1943 turned the basic twelve into seven food groups: green and yellow vegetables; oranges, tomatoes, and grapefruit (interesting food group
); potatoes and other vegetables and fruits; milk and milk products; meat, poultry, fish, eggs, and dried legumes; bread, flour and cereals; and butter and fortified margarine (I guess olive, corn, and peanut oils weren't discovered). Since it was war time, portion and substitution suggestions were patriotically addressed.
The simplicity of suburban life and life with Ike was felt in the food guide and in 1956 those tiresome seven groups were reduced to four- much easier to follow- when foraging in the new brimming frozen aisle and burgeoning convenience sections. This is where my history begins with the food guide and those colorful posters with food divided into dairy, meats, fruits and vegetables, and grain products.
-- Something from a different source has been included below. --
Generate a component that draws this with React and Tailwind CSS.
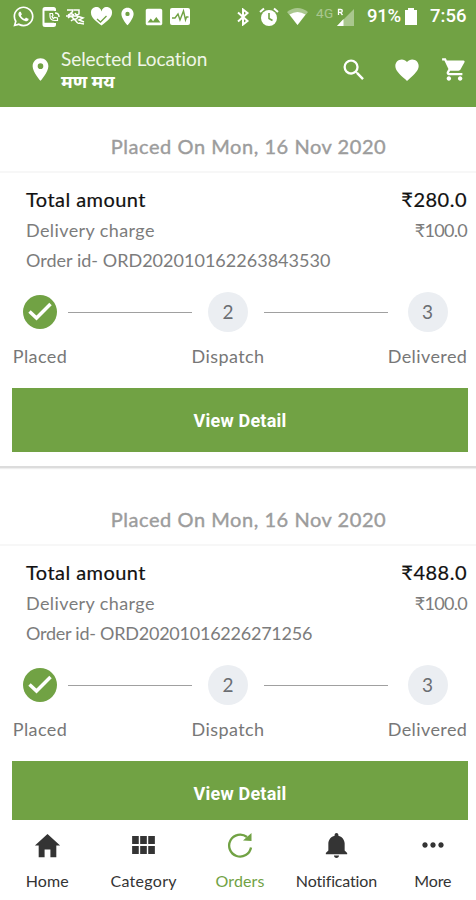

I do understand that a lot of what we eat these days is hard put to fall into any of these simple categories. Life just isn't that simple anymore. Where does sushi go? But wait- it was easy to follow and figure out if we were listing toward a healthy meal.
Much fanfare introduced the 1992 Food Guide Pyramid. I guess our growing sophistication rallied the USDA to create a guide that takes a nutritionist to interpret. The food pyramids of today have micromanaged our eating habits to the point of exhaustion. Each tablespoon of butter and ounce of oil can be pigeon-holed on the color-coded triangle. Now the pyramid is replete with a running figure dashing up the side of nutrition and what pretty colors our food groups are! We can even interact with our own private food pyramid on www.mypyramid.gov!!